- [Directions for this task] Retype the material below. Keep every word exactly as it is.

- [Given data]
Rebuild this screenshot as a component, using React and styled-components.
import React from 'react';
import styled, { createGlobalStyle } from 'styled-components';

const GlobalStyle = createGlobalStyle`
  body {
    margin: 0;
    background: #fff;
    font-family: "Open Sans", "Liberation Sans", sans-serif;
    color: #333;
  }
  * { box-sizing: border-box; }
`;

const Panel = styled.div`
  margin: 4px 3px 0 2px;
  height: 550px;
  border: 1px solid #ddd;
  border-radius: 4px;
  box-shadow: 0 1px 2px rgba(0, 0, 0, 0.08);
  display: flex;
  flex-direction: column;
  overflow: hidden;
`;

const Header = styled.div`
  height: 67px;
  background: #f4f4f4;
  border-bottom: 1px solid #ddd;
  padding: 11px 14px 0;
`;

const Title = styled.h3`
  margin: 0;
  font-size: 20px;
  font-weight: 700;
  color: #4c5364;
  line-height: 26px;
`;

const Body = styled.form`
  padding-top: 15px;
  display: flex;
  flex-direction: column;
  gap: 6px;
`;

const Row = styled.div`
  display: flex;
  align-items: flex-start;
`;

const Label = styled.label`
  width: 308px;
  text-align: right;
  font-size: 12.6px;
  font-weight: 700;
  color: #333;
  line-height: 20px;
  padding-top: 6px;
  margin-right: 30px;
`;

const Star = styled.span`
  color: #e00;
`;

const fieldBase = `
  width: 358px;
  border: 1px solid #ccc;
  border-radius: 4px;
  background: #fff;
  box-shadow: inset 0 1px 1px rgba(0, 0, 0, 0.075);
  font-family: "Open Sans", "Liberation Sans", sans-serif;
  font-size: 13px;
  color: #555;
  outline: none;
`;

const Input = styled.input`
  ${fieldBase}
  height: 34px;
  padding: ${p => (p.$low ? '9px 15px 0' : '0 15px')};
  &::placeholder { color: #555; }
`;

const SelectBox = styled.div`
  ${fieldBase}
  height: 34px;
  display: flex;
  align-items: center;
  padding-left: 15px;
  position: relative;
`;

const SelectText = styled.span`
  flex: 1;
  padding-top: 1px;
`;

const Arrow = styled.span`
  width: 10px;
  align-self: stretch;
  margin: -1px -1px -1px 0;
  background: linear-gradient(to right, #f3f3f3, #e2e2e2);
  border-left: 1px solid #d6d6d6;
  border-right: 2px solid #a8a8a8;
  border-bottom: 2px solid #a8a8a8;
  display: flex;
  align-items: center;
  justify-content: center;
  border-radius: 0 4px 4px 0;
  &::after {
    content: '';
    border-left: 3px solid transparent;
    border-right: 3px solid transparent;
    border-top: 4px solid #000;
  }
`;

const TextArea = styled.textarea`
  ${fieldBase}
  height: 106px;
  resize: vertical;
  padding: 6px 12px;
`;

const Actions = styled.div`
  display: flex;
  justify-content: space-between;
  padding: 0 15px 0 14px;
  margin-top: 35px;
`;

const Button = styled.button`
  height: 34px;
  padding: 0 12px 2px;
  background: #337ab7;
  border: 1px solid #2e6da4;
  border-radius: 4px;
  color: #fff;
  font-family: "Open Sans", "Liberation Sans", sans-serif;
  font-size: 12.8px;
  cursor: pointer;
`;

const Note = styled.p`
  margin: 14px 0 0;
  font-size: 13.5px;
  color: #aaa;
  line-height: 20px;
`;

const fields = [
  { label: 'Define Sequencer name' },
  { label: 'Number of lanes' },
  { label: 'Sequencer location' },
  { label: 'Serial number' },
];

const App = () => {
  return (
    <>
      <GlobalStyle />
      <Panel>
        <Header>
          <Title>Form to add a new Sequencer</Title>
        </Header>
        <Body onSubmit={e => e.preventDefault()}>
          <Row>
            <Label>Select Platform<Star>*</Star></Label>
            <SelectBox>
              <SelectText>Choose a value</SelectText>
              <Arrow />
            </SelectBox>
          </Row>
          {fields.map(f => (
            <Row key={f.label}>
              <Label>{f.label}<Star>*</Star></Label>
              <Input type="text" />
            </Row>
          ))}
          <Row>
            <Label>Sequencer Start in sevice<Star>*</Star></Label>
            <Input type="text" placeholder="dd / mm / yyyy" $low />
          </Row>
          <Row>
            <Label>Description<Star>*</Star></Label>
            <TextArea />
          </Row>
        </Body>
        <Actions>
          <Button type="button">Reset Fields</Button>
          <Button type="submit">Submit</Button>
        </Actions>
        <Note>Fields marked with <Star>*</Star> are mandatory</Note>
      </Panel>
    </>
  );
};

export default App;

- [Reply to the exercise]
Rebuild this screenshot as a component, using React and styled-components.
import React from 'react';
import styled, { createGlobalStyle } from 'styled-components';

const GlobalStyle = createGlobalStyle`
  body {
    margin: 0;
    background: #fff;
    font-family: "Open Sans", "Liberation Sans", sans-serif;
    color: #333;
  }
  * { box-sizing: border-box; }
`;

const Panel = styled.div`
  margin: 4px 3px 0 2px;
  height: 550px;
  border: 1px solid #ddd;
  border-radius: 4px;
  box-shadow: 0 1px 2px rgba(0, 0, 0, 0.08);
  display: flex;
  flex-direction: column;
  overflow: hidden;
`;

const Header = styled.div`
  height: 67px;
  background: #f4f4f4;
  border-bottom: 1px solid #ddd;
  padding: 11px 14px 0;
`;

const Title = styled.h3`
  margin: 0;
  font-size: 20px;
  font-weight: 700;
  color: #4c5364;
  line-height: 26px;
`;

const Body = styled.form`
  padding-top: 15px;
  display: flex;
  flex-direction: column;
  gap: 6px;
`;

const Row = styled.div`
  display: flex;
  align-items: flex-start;
`;

const Label = styled.label`
  width: 308px;
  text-align: right;
  font-size: 12.6px;
  font-weight: 700;
  color: #333;
  line-height: 20px;
  padding-top: 6px;
  margin-right: 30px;
`;

const Star = styled.span`
  color: #e00;
`;

const fieldBase = `
  width: 358px;
  border: 1px solid #ccc;
  border-radius: 4px;
  background: #fff;
  box-shadow: inset 0 1px 1px rgba(0, 0, 0, 0.075);
  font-family: "Open Sans", "Liberation Sans", sans-serif;
  font-size: 13px;
  color: #555;
  outline: none;
`;

const Input = styled.input`
  ${fieldBase}
  height: 34px;
  padding: ${p => (p.$low ? '9px 15px 0' : '0 15px')};
  &::placeholder { color: #555; }
`;

const SelectBox = styled.div`
  ${fieldBase}
  height: 34px;
  display: flex;
  align-items: center;
  padding-left: 15px;
  position: relative;
`;

const SelectText = styled.span`
  flex: 1;
  padding-top: 1px;
`;

const Arrow = styled.span`
  width: 10px;
  align-self: stretch;
  margin: -1px -1px -1px 0;
  background: linear-gradient(to right, #f3f3f3, #e2e2e2);
  border-left: 1px solid #d6d6d6;
  border-right: 2px solid #a8a8a8;
  border-bottom: 2px solid #a8a8a8;
  display: flex;
  align-items: center;
  justify-content: center;
  border-radius: 0 4px 4px 0;
  &::after {
    content: '';
    border-left: 3px solid transparent;
    border-right: 3px solid transparent;
    border-top: 4px solid #000;
  }
`;

const TextArea = styled.textarea`
  ${fieldBase}
  height: 106px;
  resize: vertical;
  padding: 6px 12px;
`;

const Actions = styled.div`
  display: flex;
  justify-content: space-between;
  padding: 0 15px 0 14px;
  margin-top: 35px;
`;

const Button = styled.button`
  height: 34px;
  padding: 0 12px 2px;
  background: #337ab7;
  border: 1px solid #2e6da4;
  border-radius: 4px;
  color: #fff;
  font-family: "Open Sans", "Liberation Sans", sans-serif;
  font-size: 12.8px;
  cursor: pointer;
`;

const Note = styled.p`
  margin: 14px 0 0;
  font-size: 13.5px;
  color: #aaa;
  line-height: 20px;
`;

const fields = [
  { label: 'Define Sequencer name' },
  { label: 'Number of lanes' },
  { label: 'Sequencer location' },
  { label: 'Serial number' },
];

const App = () => {
  return (
    <>
      <GlobalStyle />
      <Panel>
        <Header>
          <Title>Form to add a new Sequencer</Title>
        </Header>
        <Body onSubmit={e => e.preventDefault()}>
          <Row>
            <Label>Select Platform<Star>*</Star></Label>
            <SelectBox>
              <SelectText>Choose a value</SelectText>
              <Arrow />
            </SelectBox>
          </Row>
          {fields.map(f => (
            <Row key={f.label}>
              <Label>{f.label}<Star>*</Star></Label>
              <Input type="text" />
            </Row>
          ))}
          <Row>
            <Label>Sequencer Start in sevice<Star>*</Star></Label>
            <Input type="text" placeholder="dd / mm / yyyy" $low />
          </Row>
          <Row>
            <Label>Description<Star>*</Star></Label>
            <TextArea />
          </Row>
        </Body>
        <Actions>
          <Button type="button">Reset Fields</Button>
          <Button type="submit">Submit</Button>
        </Actions>
        <Note>Fields marked with <Star>*</Star> are mandatory</Note>
      </Panel>
    </>
  );
};

export default App;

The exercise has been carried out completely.